» **EXERCISE DETAILS**:
Extract every line where the string "this" appears.

## Start DATA LISTING

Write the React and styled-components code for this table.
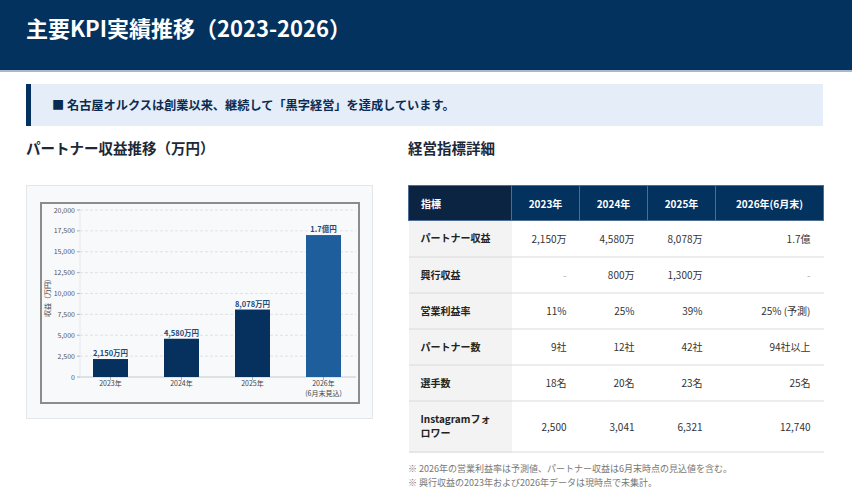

## End DATA LISTING
## Start DATA LISTING

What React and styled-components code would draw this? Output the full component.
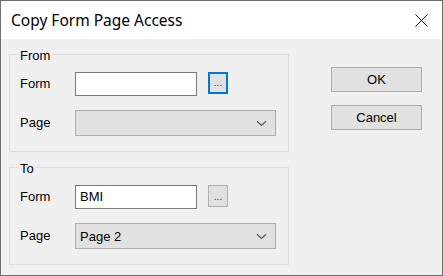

## End DATA LISTING
## Start DATA LISTING

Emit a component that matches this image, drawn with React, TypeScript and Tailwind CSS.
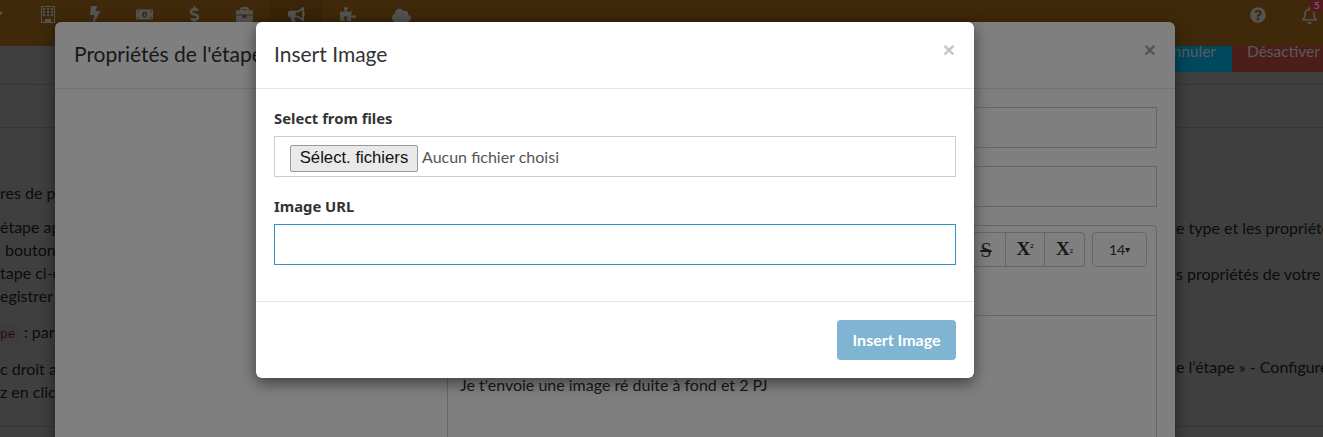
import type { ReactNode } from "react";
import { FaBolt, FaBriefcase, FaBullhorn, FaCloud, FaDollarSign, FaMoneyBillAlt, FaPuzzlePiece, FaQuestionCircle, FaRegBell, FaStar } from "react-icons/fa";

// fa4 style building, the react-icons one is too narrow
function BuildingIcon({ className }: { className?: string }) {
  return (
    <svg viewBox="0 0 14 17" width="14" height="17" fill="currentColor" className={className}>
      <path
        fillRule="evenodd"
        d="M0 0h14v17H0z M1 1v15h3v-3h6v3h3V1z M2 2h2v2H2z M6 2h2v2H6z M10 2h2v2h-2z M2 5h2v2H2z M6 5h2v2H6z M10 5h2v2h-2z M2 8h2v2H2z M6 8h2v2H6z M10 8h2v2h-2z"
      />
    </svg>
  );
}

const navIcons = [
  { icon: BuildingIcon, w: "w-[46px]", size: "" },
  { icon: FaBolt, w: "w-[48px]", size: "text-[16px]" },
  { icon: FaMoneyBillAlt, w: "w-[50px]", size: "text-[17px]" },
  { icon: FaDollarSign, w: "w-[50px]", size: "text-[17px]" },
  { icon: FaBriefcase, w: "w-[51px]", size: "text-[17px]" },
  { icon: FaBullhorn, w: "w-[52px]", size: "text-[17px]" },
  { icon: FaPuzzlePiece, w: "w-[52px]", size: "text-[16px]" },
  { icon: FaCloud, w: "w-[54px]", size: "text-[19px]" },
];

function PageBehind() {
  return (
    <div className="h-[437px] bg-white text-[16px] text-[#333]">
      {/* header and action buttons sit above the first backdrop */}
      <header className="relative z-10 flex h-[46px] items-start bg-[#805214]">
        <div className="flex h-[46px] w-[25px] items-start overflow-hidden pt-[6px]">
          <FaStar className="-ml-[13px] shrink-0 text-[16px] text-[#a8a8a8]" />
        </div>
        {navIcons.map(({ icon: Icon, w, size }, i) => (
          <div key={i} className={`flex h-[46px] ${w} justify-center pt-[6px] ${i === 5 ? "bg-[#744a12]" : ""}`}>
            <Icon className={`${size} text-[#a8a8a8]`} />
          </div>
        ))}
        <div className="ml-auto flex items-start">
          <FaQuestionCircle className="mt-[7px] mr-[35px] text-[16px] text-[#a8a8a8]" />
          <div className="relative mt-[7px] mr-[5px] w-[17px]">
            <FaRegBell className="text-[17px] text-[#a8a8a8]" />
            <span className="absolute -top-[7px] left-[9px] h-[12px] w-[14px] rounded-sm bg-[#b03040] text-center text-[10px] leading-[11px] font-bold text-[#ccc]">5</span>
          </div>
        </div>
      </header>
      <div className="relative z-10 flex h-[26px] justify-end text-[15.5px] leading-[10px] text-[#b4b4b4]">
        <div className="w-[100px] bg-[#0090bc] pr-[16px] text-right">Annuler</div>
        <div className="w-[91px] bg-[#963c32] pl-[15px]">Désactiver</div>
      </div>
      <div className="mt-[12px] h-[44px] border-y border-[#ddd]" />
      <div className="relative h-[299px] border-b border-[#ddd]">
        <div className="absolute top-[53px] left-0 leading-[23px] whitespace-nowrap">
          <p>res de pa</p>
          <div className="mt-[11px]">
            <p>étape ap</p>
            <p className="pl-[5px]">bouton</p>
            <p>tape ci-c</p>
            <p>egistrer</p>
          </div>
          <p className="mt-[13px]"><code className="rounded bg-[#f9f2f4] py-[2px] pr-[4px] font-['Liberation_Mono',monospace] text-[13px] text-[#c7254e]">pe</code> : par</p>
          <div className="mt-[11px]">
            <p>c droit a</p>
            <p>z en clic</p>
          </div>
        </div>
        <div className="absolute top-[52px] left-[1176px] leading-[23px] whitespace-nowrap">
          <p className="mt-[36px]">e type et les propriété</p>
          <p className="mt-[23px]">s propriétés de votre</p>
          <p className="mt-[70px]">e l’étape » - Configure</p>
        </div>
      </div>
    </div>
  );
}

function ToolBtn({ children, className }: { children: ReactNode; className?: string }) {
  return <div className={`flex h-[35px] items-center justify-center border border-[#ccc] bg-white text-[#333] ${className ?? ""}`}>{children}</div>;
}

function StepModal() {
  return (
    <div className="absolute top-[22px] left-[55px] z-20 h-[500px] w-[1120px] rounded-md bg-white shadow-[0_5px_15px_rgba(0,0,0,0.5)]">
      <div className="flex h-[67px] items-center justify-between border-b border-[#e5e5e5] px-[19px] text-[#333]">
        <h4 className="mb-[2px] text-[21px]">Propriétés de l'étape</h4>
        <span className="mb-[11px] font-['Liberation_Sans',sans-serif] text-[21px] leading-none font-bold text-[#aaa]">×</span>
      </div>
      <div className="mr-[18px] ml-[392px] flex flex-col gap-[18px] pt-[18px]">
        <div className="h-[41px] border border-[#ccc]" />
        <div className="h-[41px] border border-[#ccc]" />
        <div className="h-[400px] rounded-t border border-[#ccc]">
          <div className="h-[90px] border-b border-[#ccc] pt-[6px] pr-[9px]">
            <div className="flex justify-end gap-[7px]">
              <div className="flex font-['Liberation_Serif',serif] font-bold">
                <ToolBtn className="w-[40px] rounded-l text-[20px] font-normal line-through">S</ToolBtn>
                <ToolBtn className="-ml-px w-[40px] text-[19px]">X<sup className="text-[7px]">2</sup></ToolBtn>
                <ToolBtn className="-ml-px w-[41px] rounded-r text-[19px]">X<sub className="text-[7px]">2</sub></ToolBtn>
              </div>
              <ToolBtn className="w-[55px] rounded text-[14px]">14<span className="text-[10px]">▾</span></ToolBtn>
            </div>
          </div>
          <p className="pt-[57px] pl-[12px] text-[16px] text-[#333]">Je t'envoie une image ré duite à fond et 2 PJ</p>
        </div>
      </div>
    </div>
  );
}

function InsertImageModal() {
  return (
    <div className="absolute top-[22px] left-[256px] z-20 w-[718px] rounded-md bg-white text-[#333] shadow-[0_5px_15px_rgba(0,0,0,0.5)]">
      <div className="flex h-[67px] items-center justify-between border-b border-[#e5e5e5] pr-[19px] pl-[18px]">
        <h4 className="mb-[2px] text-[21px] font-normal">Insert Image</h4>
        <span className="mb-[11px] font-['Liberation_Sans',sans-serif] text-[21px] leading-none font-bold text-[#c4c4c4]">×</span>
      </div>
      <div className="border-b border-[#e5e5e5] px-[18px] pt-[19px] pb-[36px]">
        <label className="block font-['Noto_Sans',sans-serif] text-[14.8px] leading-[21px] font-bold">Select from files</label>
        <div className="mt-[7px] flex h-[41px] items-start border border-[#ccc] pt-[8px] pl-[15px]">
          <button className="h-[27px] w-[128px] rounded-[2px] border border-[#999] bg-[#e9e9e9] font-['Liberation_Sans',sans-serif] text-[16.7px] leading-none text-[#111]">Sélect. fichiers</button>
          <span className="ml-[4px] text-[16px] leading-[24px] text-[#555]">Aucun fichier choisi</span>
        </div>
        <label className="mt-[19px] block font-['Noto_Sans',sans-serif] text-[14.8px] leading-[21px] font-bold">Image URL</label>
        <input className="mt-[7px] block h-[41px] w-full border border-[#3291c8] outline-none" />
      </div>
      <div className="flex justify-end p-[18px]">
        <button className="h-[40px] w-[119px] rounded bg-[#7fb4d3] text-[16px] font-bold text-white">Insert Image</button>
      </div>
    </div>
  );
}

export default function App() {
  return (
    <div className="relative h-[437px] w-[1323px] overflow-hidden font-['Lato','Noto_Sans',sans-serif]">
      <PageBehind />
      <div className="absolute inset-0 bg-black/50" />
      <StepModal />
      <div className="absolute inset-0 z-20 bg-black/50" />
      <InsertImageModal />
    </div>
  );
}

## End DATA LISTING

» **SOLUTION**:
Write the React and styled-components code for this table.
What React and styled-components code would draw this? Output the full component.
Emit a component that matches this image, drawn with React, TypeScript and Tailwind CSS.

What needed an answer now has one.